Партизан плюхнулся рядом на скамью, сграбастал Шута в объятия и смачно расцеловал в обе щеки.
- Родной ты мой! Ты даже не знаешь, как здорово это будет. - Он одной рукой прижал Шута к себе, другой стал разливать вино по стаканам. - Слушай, брат, слушай! Мы высадимся ночью. По грудь в воде добредем до берега. Болотом обойдем посты и скроемся в сельве. Будем идти всю ночь. Ночь и день, ночь и день, ночь и день... Пока не растворимся в зеленом море, пока ноздри не устанут проталкивать в легкие насыщенный испарениями и ароматами воздух, а глаза не устанут отражать зелень листвы, заляпанную огненными лепестками магнолий. Обезьяны будут бросать в нас сочащиеся пьяным соком плоды, попугаи, раскрашенные, как проститутки, станут орать нам в след наши собственные мысли, ручьи из красных муравьев потекут по нашим следам, отравленные стрелы, вылетая из чащи, упадут к нашим ногам, увязнув в нашем дыхании, полном проклятий и молитв, ягуары станут окликать нас по ночам голосами некогда любимых женщин, изумрудные змеи, скользя по лианам, будут слизывать слезы, выедающие наши глаза. А когда мы забудем последнее воспоминание, когда соленый пот растворит морщины на наших лицах, когда Южный крест выжжет свое тавро на наших зрачках и миллиарды москитов выцедят нашу кровь до последнего красного шарика, сельва распахнет свои горячие обьятия, горячие и удушливые, как объятия мулатки, опьяненной ромом и похотью. Она распахнет объятия и вытолкнет нас к прозрачному ручью, чья вода холоднее поцелуя смерти и прозрачнее слезы Спасителя. Через тысячу миль этот ручей превращается в мощную реку, непокорную, как судьба. Там, у истока реки Ориноко мы и разобьем лагерь. Пройдет сезон дождей, ручей помутнеет и выйдет из берегов, затопив маленькую долину. И тогда мы двинемся в поход. Вниз по реке. И ничто не сможет остановить нас, как ни что не может остановить реку, несущуюся на встречу Океану. Нельзя остановить Ориноко. Нельзя остановить Любовь. Нельзя остановить Революцию! - Партизан грохнул кулаком по столу, свесил голову и замолчал.

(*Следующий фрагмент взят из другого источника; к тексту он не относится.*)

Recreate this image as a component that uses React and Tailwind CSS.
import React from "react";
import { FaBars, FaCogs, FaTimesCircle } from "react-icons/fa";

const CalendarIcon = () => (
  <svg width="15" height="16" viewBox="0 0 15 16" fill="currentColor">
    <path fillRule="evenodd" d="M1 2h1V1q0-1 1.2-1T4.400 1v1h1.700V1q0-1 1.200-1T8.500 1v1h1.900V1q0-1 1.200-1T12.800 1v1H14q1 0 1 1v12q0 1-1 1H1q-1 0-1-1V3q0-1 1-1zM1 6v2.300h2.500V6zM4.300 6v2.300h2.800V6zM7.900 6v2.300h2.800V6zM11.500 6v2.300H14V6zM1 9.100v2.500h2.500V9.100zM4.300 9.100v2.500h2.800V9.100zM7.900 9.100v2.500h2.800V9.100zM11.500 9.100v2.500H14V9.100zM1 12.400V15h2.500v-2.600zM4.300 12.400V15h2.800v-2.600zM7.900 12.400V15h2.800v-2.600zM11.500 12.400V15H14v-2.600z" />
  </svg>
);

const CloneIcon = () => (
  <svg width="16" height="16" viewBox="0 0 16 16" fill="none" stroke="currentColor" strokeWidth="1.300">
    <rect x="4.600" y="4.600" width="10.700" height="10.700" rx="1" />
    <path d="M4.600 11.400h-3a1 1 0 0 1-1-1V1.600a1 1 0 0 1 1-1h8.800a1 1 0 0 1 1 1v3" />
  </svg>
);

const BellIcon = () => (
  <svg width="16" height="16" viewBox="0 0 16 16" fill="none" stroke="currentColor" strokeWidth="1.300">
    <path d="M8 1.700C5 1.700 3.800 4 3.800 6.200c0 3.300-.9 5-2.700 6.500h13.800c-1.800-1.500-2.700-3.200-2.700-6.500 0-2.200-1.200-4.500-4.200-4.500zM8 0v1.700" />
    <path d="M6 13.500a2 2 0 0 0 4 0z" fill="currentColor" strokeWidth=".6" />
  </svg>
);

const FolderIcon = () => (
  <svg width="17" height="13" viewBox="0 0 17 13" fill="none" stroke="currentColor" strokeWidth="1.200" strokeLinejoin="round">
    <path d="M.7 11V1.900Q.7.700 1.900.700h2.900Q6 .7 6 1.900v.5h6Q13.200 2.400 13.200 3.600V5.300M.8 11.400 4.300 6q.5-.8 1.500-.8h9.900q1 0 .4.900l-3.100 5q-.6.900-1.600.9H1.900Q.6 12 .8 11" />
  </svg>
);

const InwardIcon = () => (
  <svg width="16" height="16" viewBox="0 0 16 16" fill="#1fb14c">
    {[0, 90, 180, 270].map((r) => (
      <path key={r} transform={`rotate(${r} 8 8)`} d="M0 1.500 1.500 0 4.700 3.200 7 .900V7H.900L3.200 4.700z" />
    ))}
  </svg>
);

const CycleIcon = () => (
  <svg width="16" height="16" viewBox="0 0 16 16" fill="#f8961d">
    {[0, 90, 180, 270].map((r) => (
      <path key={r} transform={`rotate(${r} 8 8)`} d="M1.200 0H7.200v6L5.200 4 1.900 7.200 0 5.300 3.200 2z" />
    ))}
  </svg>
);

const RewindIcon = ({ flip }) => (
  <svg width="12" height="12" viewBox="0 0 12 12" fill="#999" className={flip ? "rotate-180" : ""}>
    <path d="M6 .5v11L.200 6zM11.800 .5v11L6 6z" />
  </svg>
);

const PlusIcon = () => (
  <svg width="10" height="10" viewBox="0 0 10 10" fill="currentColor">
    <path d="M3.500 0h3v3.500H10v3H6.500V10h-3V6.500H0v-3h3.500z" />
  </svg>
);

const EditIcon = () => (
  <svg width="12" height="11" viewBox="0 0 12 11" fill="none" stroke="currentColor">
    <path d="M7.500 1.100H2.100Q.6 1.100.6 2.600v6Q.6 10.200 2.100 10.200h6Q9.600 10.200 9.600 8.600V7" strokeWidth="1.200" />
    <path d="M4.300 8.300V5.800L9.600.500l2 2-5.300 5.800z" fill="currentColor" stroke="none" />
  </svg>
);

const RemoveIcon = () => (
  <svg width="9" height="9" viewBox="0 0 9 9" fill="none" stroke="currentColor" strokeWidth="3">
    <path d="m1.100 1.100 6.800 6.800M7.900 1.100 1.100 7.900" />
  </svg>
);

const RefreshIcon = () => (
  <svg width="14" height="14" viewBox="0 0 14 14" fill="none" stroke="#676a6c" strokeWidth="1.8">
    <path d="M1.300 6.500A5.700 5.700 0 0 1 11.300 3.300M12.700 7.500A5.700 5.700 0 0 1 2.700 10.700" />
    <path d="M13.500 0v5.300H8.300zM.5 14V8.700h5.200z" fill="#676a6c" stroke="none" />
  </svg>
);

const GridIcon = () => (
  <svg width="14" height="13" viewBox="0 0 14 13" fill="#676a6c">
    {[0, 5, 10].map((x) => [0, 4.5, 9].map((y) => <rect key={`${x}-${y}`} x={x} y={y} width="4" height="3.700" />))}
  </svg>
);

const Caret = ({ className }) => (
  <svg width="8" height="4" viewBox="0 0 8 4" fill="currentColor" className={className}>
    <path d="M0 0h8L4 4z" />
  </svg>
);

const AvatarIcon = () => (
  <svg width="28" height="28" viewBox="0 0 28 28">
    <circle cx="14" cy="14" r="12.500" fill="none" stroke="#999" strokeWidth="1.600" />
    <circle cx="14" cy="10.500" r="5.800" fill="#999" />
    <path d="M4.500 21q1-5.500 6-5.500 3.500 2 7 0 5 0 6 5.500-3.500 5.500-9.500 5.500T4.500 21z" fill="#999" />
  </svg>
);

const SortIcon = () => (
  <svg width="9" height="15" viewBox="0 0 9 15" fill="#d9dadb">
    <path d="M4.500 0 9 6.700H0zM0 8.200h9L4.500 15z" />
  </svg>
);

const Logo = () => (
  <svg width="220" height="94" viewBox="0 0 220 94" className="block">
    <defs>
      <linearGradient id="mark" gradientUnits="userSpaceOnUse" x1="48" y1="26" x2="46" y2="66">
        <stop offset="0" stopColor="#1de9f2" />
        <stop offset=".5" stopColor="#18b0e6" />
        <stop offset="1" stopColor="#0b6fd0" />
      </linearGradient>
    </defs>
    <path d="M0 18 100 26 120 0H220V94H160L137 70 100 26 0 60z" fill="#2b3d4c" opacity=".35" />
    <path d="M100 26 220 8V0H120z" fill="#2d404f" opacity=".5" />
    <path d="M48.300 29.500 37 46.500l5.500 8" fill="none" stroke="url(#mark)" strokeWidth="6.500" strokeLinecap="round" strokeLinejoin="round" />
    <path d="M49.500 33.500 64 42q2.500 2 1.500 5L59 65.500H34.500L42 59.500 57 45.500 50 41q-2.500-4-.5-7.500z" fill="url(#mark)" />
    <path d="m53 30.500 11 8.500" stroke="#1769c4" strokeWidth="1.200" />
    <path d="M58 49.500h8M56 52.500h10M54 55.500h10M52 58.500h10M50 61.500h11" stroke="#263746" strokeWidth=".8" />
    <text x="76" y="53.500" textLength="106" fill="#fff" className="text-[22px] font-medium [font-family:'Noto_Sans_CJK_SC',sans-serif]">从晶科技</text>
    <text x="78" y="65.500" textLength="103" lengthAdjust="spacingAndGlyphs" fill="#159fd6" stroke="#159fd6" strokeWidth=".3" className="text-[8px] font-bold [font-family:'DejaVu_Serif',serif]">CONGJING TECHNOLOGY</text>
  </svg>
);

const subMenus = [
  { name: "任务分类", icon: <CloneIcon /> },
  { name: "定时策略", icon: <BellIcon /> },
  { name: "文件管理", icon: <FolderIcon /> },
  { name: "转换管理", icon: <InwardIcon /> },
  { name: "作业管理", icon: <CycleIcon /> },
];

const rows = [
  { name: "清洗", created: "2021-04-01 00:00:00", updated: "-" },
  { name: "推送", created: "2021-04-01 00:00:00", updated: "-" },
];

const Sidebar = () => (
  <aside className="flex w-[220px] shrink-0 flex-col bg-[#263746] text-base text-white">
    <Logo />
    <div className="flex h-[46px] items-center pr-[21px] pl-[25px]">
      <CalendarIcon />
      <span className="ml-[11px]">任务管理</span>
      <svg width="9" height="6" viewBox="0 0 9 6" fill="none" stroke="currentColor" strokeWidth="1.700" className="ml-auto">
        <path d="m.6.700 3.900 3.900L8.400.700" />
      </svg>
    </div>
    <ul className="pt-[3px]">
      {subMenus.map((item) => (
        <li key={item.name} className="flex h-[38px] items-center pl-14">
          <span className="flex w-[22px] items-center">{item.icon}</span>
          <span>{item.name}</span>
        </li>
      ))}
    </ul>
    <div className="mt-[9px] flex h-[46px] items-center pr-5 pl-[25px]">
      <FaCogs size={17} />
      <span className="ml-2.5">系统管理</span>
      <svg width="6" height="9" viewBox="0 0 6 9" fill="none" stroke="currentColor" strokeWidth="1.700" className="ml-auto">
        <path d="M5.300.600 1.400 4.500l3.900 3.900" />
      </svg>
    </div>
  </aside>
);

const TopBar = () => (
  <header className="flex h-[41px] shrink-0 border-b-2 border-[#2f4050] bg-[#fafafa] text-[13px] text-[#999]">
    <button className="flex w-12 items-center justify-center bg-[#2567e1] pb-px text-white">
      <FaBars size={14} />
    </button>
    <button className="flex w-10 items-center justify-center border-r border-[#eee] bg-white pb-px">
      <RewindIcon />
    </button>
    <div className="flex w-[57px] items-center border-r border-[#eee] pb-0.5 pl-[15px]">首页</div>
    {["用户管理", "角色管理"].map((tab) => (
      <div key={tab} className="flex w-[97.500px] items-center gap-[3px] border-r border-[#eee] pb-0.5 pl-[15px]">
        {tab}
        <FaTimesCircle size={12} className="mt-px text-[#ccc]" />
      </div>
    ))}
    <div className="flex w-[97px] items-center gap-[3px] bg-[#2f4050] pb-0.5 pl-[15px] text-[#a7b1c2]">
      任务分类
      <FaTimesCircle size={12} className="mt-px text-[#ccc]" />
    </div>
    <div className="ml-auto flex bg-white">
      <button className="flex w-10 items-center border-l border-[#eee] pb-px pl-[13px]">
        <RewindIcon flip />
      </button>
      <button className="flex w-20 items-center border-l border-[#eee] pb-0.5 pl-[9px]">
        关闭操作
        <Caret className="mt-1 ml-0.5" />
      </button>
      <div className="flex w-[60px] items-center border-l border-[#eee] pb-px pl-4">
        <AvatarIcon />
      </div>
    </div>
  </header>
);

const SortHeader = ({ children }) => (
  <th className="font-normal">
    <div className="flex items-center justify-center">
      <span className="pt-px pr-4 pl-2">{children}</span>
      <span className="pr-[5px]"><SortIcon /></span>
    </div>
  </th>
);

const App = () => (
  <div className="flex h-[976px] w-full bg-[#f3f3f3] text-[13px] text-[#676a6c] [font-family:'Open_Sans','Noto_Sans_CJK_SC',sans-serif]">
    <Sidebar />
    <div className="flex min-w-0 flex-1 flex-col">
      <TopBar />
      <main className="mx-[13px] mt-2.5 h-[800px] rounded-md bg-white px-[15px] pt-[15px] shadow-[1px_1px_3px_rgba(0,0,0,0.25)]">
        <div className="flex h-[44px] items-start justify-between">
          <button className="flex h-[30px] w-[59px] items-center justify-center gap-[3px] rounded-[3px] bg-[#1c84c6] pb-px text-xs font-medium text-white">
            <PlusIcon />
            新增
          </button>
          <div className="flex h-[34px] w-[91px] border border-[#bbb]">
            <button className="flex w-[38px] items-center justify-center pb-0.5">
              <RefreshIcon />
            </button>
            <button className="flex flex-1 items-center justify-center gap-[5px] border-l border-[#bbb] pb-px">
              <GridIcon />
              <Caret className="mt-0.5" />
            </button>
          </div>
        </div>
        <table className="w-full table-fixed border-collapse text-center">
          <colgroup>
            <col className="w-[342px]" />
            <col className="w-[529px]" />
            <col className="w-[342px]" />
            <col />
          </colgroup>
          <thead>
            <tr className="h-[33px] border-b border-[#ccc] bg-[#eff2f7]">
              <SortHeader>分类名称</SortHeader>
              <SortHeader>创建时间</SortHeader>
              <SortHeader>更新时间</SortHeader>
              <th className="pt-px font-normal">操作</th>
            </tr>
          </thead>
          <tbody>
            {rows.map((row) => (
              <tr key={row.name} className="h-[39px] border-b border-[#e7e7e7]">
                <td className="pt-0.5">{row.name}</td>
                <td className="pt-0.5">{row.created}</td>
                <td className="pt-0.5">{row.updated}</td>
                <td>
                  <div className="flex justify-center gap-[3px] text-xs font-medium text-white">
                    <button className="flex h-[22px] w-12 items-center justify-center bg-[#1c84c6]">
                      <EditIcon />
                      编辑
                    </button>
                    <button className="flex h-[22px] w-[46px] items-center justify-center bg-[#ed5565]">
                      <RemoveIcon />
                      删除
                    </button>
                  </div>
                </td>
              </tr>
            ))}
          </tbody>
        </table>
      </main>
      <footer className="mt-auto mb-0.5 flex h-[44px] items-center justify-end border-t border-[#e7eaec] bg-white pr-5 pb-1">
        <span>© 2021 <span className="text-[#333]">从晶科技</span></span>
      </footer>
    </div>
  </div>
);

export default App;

Шут осторожно пошевелился, сидеть было не удобно, а хватка у Партизана была мертвой, руки тонкие, но жилистые и сильные, как у акробата.
Партизан вздохнул и вдруг низко, почти шепотом затянул:
- Венсеремос, венсеремос!
Он медленно поднимал голову, голос его становился все громче и громче. Песня латиноамериканских партизан вырывалась на свободу из охрипшего горла, билась о стены комнаты, натыкалась на стеллажи книг, дробилась о хрустальные подвески люстры и, подхваченная струей свежего воздуха, вылетала в окно, распугивая голубей, кружащих над кафедральной площадью.
Партизан закинул голову вверх, лицо его, иссеченное шрамами и ранними морщинами, светилось, как ладонь, закрывающая от ветра язычок свечи. Из-под плотно сжатых век сочились слезы. Святые слезы еретиков и мятежников.
Капитан засопел и оттолкнул кресло. Шут вскочил на скамью и принялся дирижировать. Второй куплет песни ударил мощно, как гром пушки, возвещающий начало новой жизни.
- Эх - ма, живем, камарадос! - заорал Партизан, схватил со стола пустую бутылку и швырнул в окно. Не успела он исчезнуть из поля зрения, как ее догнала пуля, выпущенная умелой рукой. - Еще! - скомандовал Партизан, быстро перезаряжая пистолет.